- **What to do**
Write out the listing below in full and exactly, leaving out every picture.

* Start Data segment *

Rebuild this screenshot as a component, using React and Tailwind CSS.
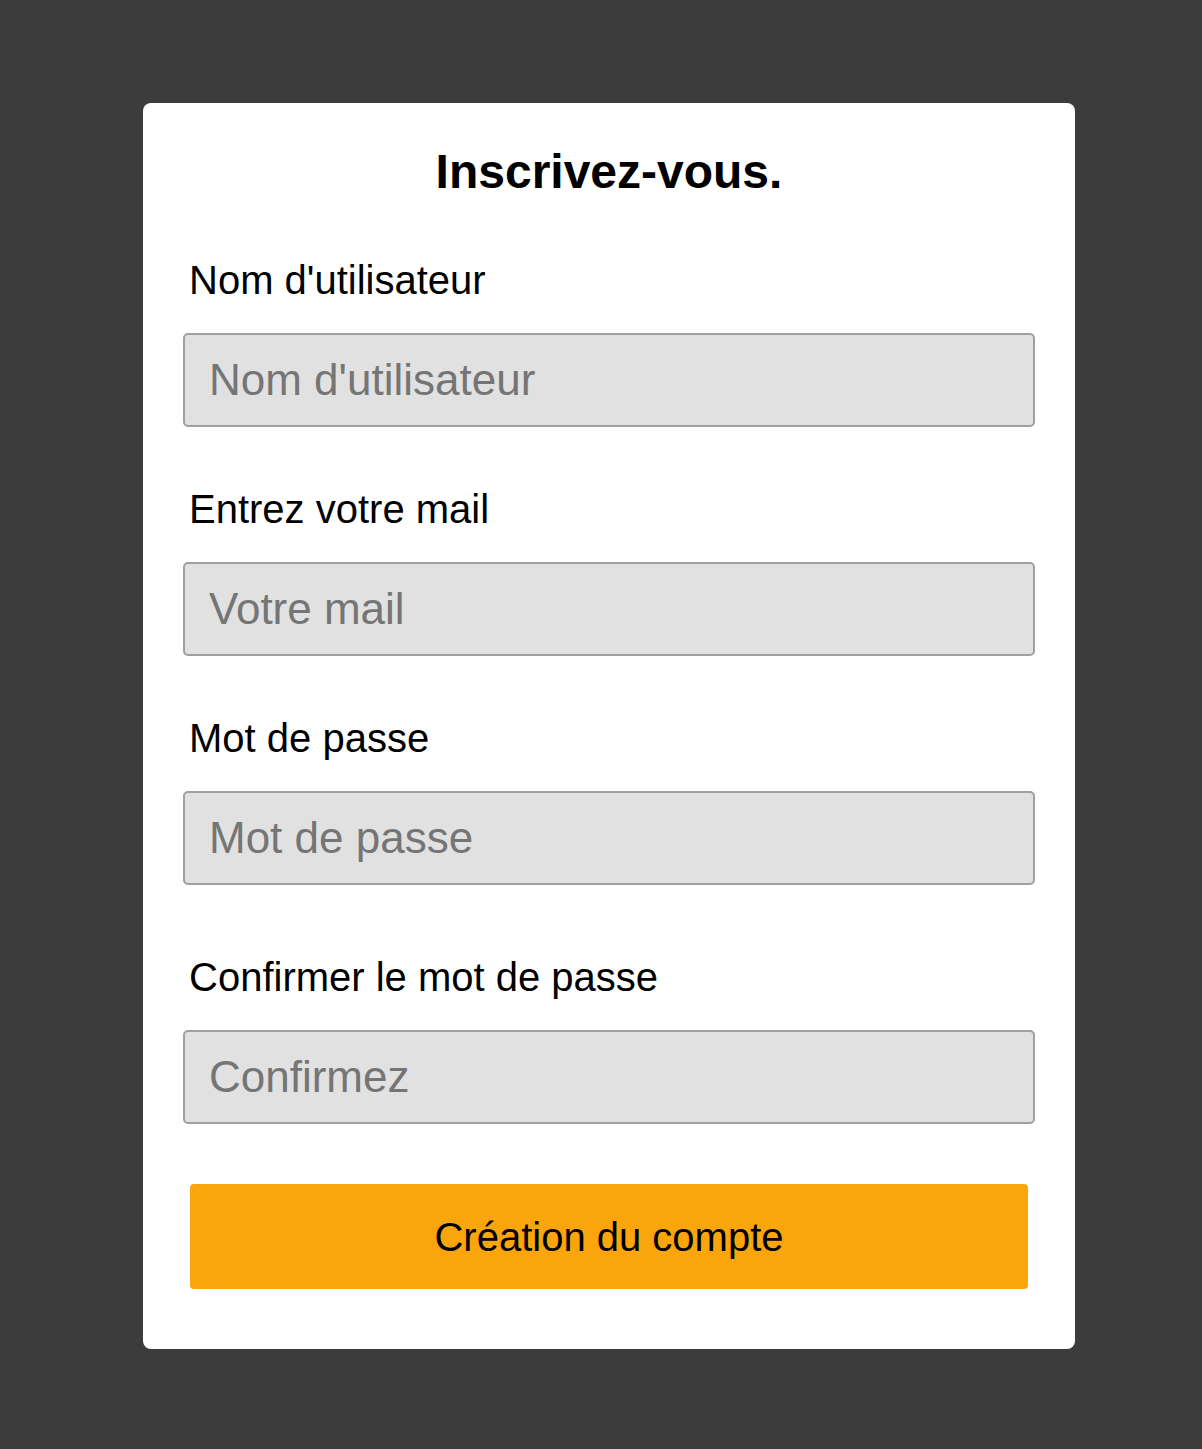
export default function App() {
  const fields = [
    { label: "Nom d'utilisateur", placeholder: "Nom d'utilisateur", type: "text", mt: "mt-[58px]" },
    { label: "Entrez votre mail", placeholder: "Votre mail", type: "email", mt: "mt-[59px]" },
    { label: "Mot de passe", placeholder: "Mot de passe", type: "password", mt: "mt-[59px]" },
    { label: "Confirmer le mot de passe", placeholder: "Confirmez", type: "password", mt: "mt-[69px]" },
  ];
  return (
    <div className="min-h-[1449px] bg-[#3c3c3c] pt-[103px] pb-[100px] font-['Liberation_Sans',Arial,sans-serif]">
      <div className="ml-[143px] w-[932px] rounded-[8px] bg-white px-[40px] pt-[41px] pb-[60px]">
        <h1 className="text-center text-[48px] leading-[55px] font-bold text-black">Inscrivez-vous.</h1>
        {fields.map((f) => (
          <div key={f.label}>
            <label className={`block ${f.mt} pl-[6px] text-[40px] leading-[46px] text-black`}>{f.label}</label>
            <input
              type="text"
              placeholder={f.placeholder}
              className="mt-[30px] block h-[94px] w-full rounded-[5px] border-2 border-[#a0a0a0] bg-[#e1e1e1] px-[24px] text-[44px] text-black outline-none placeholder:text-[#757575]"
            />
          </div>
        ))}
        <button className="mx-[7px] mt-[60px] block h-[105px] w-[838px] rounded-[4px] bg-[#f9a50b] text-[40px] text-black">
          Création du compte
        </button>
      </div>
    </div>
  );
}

* End Data segment *

- **Task response**
Rebuild this screenshot as a component, using React and Tailwind CSS.
export default function App() {
  const fields = [
    { label: "Nom d'utilisateur", placeholder: "Nom d'utilisateur", type: "text", mt: "mt-[58px]" },
    { label: "Entrez votre mail", placeholder: "Votre mail", type: "email", mt: "mt-[59px]" },
    { label: "Mot de passe", placeholder: "Mot de passe", type: "password", mt: "mt-[59px]" },
    { label: "Confirmer le mot de passe", placeholder: "Confirmez", type: "password", mt: "mt-[69px]" },
  ];
  return (
    <div className="min-h-[1449px] bg-[#3c3c3c] pt-[103px] pb-[100px] font-['Liberation_Sans',Arial,sans-serif]">
      <div className="ml-[143px] w-[932px] rounded-[8px] bg-white px-[40px] pt-[41px] pb-[60px]">
        <h1 className="text-center text-[48px] leading-[55px] font-bold text-black">Inscrivez-vous.</h1>
        {fields.map((f) => (
          <div key={f.label}>
            <label className={`block ${f.mt} pl-[6px] text-[40px] leading-[46px] text-black`}>{f.label}</label>
            <input
              type="text"
              placeholder={f.placeholder}
              className="mt-[30px] block h-[94px] w-full rounded-[5px] border-2 border-[#a0a0a0] bg-[#e1e1e1] px-[24px] text-[44px] text-black outline-none placeholder:text-[#757575]"
            />
          </div>
        ))}
        <button className="mx-[7px] mt-[60px] block h-[105px] w-[838px] rounded-[4px] bg-[#f9a50b] text-[40px] text-black">
          Création du compte
        </button>
      </div>
    </div>
  );
}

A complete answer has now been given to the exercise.